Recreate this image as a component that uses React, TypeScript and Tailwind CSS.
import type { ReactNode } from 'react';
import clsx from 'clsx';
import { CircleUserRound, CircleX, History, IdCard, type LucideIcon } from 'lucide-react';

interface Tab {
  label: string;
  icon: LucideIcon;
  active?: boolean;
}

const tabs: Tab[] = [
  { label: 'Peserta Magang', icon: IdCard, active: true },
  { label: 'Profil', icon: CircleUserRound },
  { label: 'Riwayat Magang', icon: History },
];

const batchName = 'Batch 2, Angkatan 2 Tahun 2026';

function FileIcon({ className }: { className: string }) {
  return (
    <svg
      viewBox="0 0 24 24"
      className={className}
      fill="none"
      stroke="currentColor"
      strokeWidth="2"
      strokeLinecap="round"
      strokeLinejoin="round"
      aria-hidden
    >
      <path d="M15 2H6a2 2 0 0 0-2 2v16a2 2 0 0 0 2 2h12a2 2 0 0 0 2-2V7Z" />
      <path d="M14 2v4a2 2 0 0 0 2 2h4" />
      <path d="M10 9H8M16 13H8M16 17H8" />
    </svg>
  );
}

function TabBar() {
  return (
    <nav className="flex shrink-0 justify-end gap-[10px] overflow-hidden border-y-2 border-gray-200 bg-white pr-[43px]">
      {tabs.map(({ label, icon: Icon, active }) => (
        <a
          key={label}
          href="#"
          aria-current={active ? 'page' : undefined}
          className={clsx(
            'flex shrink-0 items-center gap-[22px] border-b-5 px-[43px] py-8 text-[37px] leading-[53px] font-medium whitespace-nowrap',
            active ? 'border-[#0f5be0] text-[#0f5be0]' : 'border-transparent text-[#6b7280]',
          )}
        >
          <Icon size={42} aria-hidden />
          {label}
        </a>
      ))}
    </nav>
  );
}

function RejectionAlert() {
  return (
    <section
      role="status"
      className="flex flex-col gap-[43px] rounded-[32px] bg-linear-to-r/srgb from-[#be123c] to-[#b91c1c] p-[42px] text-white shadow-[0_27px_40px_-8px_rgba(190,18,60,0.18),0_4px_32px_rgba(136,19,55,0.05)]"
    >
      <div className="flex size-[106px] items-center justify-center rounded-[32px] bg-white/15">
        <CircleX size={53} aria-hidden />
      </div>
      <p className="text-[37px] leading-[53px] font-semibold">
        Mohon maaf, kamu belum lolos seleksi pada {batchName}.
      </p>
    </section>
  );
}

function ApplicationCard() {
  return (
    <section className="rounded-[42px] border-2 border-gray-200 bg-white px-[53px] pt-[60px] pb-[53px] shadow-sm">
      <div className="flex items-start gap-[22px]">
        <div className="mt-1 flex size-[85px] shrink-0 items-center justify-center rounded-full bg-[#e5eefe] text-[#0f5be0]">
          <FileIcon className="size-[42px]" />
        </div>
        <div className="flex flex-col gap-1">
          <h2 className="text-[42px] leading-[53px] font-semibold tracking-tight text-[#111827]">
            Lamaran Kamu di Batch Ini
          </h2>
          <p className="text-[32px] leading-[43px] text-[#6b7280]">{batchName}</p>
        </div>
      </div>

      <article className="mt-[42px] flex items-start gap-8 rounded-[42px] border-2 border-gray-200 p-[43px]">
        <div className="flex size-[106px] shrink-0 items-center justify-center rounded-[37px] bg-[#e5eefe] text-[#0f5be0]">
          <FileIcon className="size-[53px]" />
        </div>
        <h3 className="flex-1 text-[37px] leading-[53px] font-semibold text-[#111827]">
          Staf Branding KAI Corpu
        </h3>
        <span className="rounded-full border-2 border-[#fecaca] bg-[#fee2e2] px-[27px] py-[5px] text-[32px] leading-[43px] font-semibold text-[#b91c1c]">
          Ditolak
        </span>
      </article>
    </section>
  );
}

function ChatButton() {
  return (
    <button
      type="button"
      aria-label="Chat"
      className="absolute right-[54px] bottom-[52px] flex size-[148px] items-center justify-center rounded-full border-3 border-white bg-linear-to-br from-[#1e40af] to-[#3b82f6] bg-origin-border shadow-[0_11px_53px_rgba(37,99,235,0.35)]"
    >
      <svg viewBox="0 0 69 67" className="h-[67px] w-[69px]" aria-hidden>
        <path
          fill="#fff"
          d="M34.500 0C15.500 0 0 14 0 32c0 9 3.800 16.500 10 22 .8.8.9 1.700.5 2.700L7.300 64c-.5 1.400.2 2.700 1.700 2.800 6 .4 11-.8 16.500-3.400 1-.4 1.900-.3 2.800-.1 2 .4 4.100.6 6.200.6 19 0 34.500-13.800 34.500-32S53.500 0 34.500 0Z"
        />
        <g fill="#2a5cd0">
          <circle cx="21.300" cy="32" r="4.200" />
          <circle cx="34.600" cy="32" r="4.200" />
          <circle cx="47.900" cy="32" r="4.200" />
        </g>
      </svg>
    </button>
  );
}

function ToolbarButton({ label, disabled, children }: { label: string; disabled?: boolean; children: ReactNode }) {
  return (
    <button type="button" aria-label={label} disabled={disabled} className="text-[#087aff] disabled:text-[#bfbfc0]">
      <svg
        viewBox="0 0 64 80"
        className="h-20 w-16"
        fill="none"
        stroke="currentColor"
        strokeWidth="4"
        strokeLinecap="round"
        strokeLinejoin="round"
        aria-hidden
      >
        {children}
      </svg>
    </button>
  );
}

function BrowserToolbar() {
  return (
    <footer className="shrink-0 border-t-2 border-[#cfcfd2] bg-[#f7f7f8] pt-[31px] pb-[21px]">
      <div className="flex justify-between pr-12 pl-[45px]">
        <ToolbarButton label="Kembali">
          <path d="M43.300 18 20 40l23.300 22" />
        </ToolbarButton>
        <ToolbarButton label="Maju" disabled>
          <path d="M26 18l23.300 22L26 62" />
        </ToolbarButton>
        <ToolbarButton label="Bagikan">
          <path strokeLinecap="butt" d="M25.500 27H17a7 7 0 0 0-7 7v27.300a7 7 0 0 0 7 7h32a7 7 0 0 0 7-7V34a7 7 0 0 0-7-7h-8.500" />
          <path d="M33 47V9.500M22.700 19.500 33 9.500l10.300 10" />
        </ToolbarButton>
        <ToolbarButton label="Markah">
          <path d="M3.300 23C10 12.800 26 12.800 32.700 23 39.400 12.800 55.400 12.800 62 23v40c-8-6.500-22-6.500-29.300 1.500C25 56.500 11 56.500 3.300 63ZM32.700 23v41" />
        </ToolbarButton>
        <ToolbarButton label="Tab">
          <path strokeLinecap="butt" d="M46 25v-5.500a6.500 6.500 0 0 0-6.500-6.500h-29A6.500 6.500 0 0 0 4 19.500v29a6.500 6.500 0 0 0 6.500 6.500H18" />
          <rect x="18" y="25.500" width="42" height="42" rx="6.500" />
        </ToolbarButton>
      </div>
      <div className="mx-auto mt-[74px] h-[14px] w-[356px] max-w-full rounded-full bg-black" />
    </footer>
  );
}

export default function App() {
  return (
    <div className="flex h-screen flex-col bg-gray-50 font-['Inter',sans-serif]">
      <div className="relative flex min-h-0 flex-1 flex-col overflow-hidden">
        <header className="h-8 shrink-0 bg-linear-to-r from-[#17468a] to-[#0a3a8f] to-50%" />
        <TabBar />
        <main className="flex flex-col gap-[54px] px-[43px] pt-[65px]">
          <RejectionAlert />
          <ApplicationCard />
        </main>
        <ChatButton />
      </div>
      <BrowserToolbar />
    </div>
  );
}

********************

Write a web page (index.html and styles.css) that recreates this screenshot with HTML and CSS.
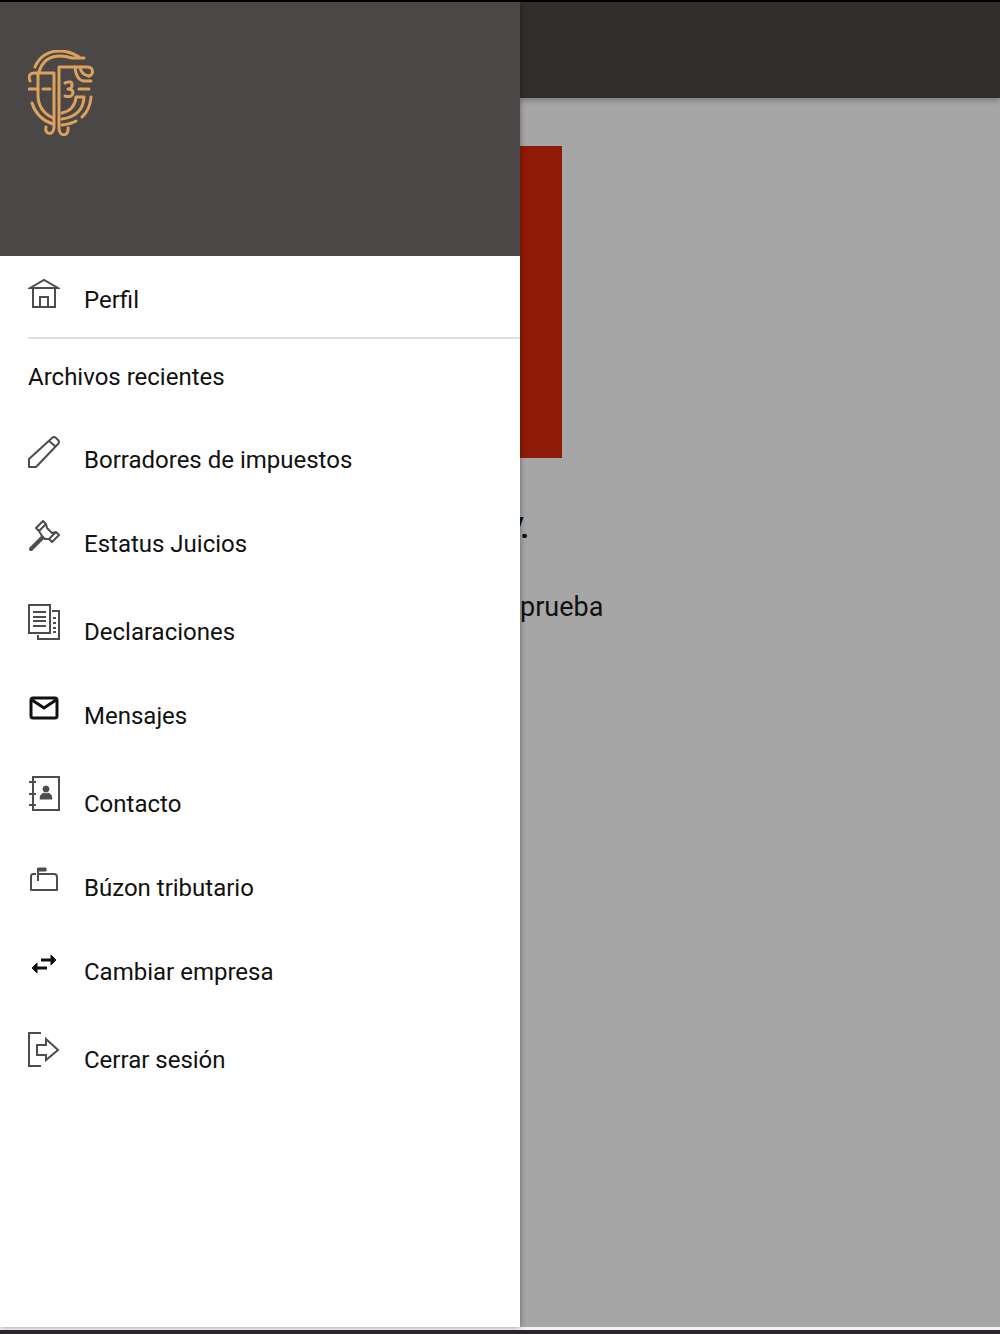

********************

> TO BE DONE
Count the lines of the material that include the word "page", then report only the total.

> FULL RESPONSE
2